The reporters covering these events, Tabachnick said, “didn’t have to process all of that, at least not in the beginning. We were just working and working.” Golin also notes a conversation with a news photographer he saw at several funerals after the attack who confessed that it was “extremely difficult” to cover the events.
Golin and Tabachnick both say they believe the attack led to big changes in the Pittsburgh Jewish community. Tabachnick mentions two specific changes – the first being a growing focus on security. “There is a general sense that the community is much more aware of these issues. You see it almost everywhere – in synagogues, schools and other institutions,” she said.
“I also think this trauma has brought us closer as a community. This was always a close community, one where you don’t see huge gaps between people from different denominations. And I think in the aftermath of the attack, people began making even more of an effort to understand each other, support each other, work together.”
Golin agrees, saying that “tragedies many times bring communities together. But we were also told early on that many times there is a trajectory after these events. In the beginning, everyone gets closer and there is a lot of mutual support. Over time, people become tired, and some look for more privacy to process what happened. Our approach is to be patient, give people space, but let everyone know that we are an address for anyone in the community who needs help.”

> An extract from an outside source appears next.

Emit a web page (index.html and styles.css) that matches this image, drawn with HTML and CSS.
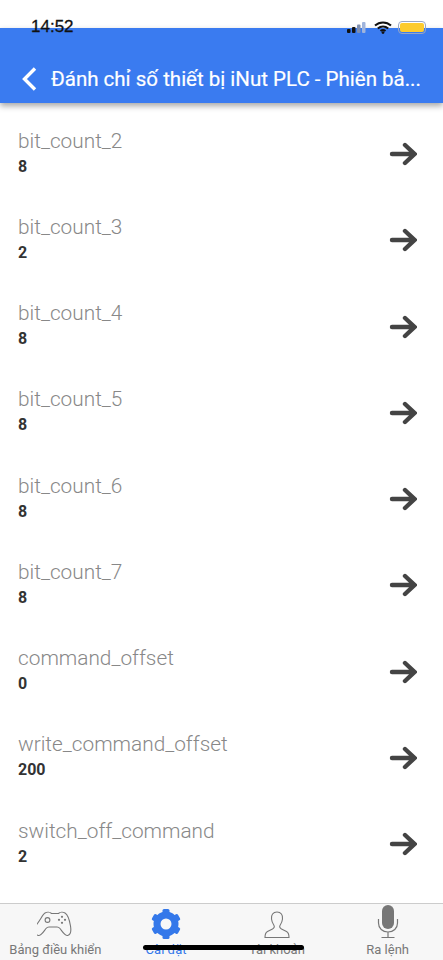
FILE: index.html
```html
<!DOCTYPE html>
<html lang="vi">
<head>
  <meta charset="UTF-8">
  <title>Đánh chỉ số thiết bị</title>
  <link rel="stylesheet" href="styles.css">
</head>
<body>
  <header class="topbar">
    <svg class="back" width="18" height="26" viewBox="0 0 18 26">
      <path d="M15 2.500 4.500 13 15 23.500" fill="none" stroke="#fff" stroke-width="3.400"/>
    </svg>
    <h1 class="title">Đánh chỉ số thiết bị iNut PLC - Phiên bả...</h1>
  </header>

  <div class="status">
    <span class="time">14:52</span>
    <div class="status-icons">
      <svg width="22" height="12" viewBox="0 0 22 12">
        <rect x="1" y="8" width="3.500" height="4" rx="1" fill="#111"/>
        <rect x="6" y="6" width="3.500" height="6" rx="1" fill="#111"/>
        <rect x="11" y="3.500" width="3.500" height="8.500" rx="1" fill="#7f8fb0"/>
        <rect x="16" y="1" width="3.500" height="11" rx="1" fill="#9fb4dc"/>
      </svg>
      <svg width="18" height="13" viewBox="0 0 18 13">
        <path d="M1 4.600C5.600.4 12.400.4 17 4.600M3.800 7.400c3-2.700 7.400-2.700 10.400 0M6.500 10c1.500-1.200 3.500-1.200 5 0" fill="none" stroke="#111" stroke-width="2"/>
        <circle cx="9" cy="11.600" r="1.400" fill="#111"/>
      </svg>
      <div class="battery"><div class="battery-fill"></div></div>
    </div>
  </div>

  <main class="list">
    <div class="row">
      <div class="row-text"><div class="name">bit_count_2</div><div class="value">8</div></div>
      <svg class="arrow" width="28" height="24" viewBox="0 0 28 24"><path d="M3 12h22M16 3l9.500 9-9.500 9"/></svg>
    </div>
    <div class="row">
      <div class="row-text"><div class="name">bit_count_3</div><div class="value">2</div></div>
      <svg class="arrow" width="28" height="24" viewBox="0 0 28 24"><path d="M3 12h22M16 3l9.500 9-9.500 9"/></svg>
    </div>
    <div class="row">
      <div class="row-text"><div class="name">bit_count_4</div><div class="value">8</div></div>
      <svg class="arrow" width="28" height="24" viewBox="0 0 28 24"><path d="M3 12h22M16 3l9.500 9-9.500 9"/></svg>
    </div>
    <div class="row">
      <div class="row-text"><div class="name">bit_count_5</div><div class="value">8</div></div>
      <svg class="arrow" width="28" height="24" viewBox="0 0 28 24"><path d="M3 12h22M16 3l9.500 9-9.500 9"/></svg>
    </div>
    <div class="row">
      <div class="row-text"><div class="name">bit_count_6</div><div class="value">8</div></div>
      <svg class="arrow" width="28" height="24" viewBox="0 0 28 24"><path d="M3 12h22M16 3l9.500 9-9.500 9"/></svg>
    </div>
    <div class="row">
      <div class="row-text"><div class="name">bit_count_7</div><div class="value">8</div></div>
      <svg class="arrow" width="28" height="24" viewBox="0 0 28 24"><path d="M3 12h22M16 3l9.500 9-9.500 9"/></svg>
    </div>
    <div class="row">
      <div class="row-text"><div class="name">command_offset</div><div class="value">0</div></div>
      <svg class="arrow" width="28" height="24" viewBox="0 0 28 24"><path d="M3 12h22M16 3l9.500 9-9.500 9"/></svg>
    </div>
    <div class="row">
      <div class="row-text"><div class="name">write_command_offset</div><div class="value">200</div></div>
      <svg class="arrow" width="28" height="24" viewBox="0 0 28 24"><path d="M3 12h22M16 3l9.500 9-9.500 9"/></svg>
    </div>
    <div class="row">
      <div class="row-text"><div class="name">switch_off_command</div><div class="value">2</div></div>
      <svg class="arrow" width="28" height="24" viewBox="0 0 28 24"><path d="M3 12h22M16 3l9.500 9-9.500 9"/></svg>
    </div>
  </main>

  <nav class="tabs">
    <div class="tab">
      <svg class="pad" width="36" height="28" viewBox="0 0 36 28" fill="none" stroke="#777" stroke-width="1.100">
        <path d="M8 3c2-1.200 5-1 6.500.5h7C23 2 26 1.800 28 3c2.500 1.500 4.500 7 5.500 13 .8 5-.2 9-2.800 9.500-2.700.5-5-3.500-7.700-7-1-1.200-1.800-1.500-3-1.500h-8c-1.200 0-2 .3-3 1.500-2.700 3.500-5 7.500-7.700 7-2.600-.5-3.600-4.500-2.800-9.500C3.500 10 5.500 4.500 8 3Z"/>
        <circle cx="10.500" cy="10" r="2.400"/>
        <g fill="#777" stroke="none"><circle cx="25" cy="6.800" r="1.100"/><circle cx="25" cy="12.800" r="1.100"/><circle cx="22" cy="9.800" r="1.100"/><circle cx="28" cy="9.800" r="1.100"/></g>
      </svg>
      <span class="tab-label">Bảng điều khiển</span>
    </div>
    <div class="tab tab-active">
      <svg width="30" height="30" viewBox="-15 -15 30 30" fill="#3478ea">
        <circle r="9" fill="none" stroke="#3478ea" stroke-width="7"/>
        <rect x="-3.500" y="-15" width="7" height="6" rx="1.500"/>
        <rect x="-3.500" y="-15" width="7" height="6" rx="1.500" transform="rotate(60)"/>
        <rect x="-3.500" y="-15" width="7" height="6" rx="1.500" transform="rotate(120)"/>
        <rect x="-3.500" y="-15" width="7" height="6" rx="1.500" transform="rotate(180)"/>
        <rect x="-3.500" y="-15" width="7" height="6" rx="1.500" transform="rotate(240)"/>
        <rect x="-3.500" y="-15" width="7" height="6" rx="1.500" transform="rotate(300)"/>
      </svg>
      <span class="tab-label">Cài đặt</span>
    </div>
    <div class="tab">
      <svg width="26" height="28" viewBox="0 0 26 28" fill="none" stroke="#777" stroke-width="1.100">
        <path d="M13 1c4 0 6 3 5.500 7-.3 3-1.500 5-2.500 6.500-.7 1.200-.3 2.500 1.500 3.500l5 2.500c1.500.8 2.500 2.500 2.500 6H1c0-3.500 1-5.200 2.500-6l5-2.500c1.800-1 2.200-2.300 1.500-3.500C9 13 7.800 11 7.500 8 7 4 9 1 13 1Z"/>
      </svg>
      <span class="tab-label">Tài khoản</span>
    </div>
    <div class="tab">
      <svg width="22" height="34" viewBox="0 0 22 34">
        <rect x="5" y="0" width="12" height="24" rx="6" fill="#777"/>
        <path d="M1.500 14v4c0 5.500 4 9 9.500 9s9.500-3.500 9.500-9v-4M11 27v5M4.500 32.500h13" fill="none" stroke="#777" stroke-width="1.200"/>
      </svg>
      <span class="tab-label">Ra lệnh</span>
    </div>
  </nav>
  <div class="home-bar"></div>
</body>
</html>
```

FILE: styles.css
```css
* { box-sizing: border-box; }
body {
  margin: 0;
  height: 960px;
  overflow: hidden;
  background: #fff;
  font-family: Roboto, "Liberation Sans", sans-serif;
  display: flex;
  flex-direction: column;
  position: relative;
  padding-top: 28px;
}
.status {
  position: absolute;
  left: 31px; right: 17px; top: 18px;
  display: flex;
  justify-content: space-between;
  align-items: center;
  height: 18px;
}
.time {
  font-family: "Liberation Sans", sans-serif;
  font-size: 17px;
  color: #111;
  -webkit-text-stroke: .3px #111;
}
.status-icons { display: flex; align-items: center; gap: 6px; }
.battery {
  width: 28px; height: 13px;
  border: 1px solid #98a6c4;
  border-radius: 4px;
  padding: 1px;
}
.battery-fill { width: 100%; height: 100%; background: #fdcb2e; border-radius: 2px; }

.topbar {
  height: 75px;
  flex: none;
  background: #3a7bf0;
  box-shadow: 0 3px 6px rgba(0, 0, 0, .35);
  display: flex;
  align-items: flex-end;
  padding: 0 0 11px 20px;
  gap: 13px;
}
.back { flex: none; }
.title {
  margin: 0;
  color: #fff;
  font-size: 20.500px;
  font-weight: 400;
  line-height: 26px;
  white-space: nowrap;
  -webkit-text-stroke: .2px #fff;
}

.list { flex: 1; padding-top: 7px; }
.row {
  height: 86.250px;
  display: flex;
  align-items: center;
  justify-content: space-between;
  padding: 0 26px 0 18px;
}
.name { font-size: 20.800px; font-weight: 300; color: #888; line-height: 24px; }
.value { font-size: 16px; font-weight: 700; color: #333; line-height: 22px; margin-top: 3px; }
.arrow {
  fill: none;
  stroke: #444;
  stroke-width: 4.400;
  stroke-linecap: round;
  stroke-linejoin: miter;
  margin-top: 2px;
}

.tabs {
  height: 57px;
  flex: none;
  background: #f7f7f7;
  border-top: 1px solid #ccc;
  display: flex;
}
.tab {
  flex: 1;
  display: flex;
  flex-direction: column;
  align-items: center;
  justify-content: flex-end;
  padding-bottom: 3px;
  gap: 4px;
}
.tab svg { display: block; }
.tab .pad { margin-bottom: 1px; }
.tab-label { font-size: 13px; color: #777; line-height: 14px; white-space: nowrap; }
.tab-active .tab-label { color: #3478ea; }
.home-bar {
  position: absolute;
  left: 143px; top: 945px;
  width: 161px; height: 5px;
  background: #000;
  border-radius: 3px;
}
```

Golin says he has marked the year since the attack through a series of milestones. “We made it through the first days, and then the first month, and then Passover,” he said. “Now we just passed the High Holy Days. We had staff in synagogues throughout this holiday period, and we also used therapy dogs in one synagogue where many members of the Tree of Life are now praying.”
Jewish Family and Community Services also has one staff member whose sole responsibility is to constantly support the families who lost their loved ones in the attack.
The next milestone, he says, are the days after the 27th, after the community marks one year since the attack. The media attention will dwindle, the ceremonies will end, but for many people in the community, life won’t go back to normal, at least not in the near future.
“The number one lesson I take from this year is that if you want to effectively respond to a crisis, you need to have strong relationships in your community before that crisis happens,” Golin concluded. “We learned during this year how much the good relationships we built over the years – within our community and more broadly in the city of Pittsburgh – were so important once the crisis happened. Things would have been very different without those relationships.”
Tabachnick, for her part, sees another potential lesson – one related to Israel. “I personally think we can perhaps learn some lessons from Israel on how to rise from an attack like this,” she said. “How to forge ahead. There is a notion in Israel that after an attack, people get up and keep going, because you have to. It’s harder for us to do that, and perhaps there is merit in trying to learn from the Israeli approach.”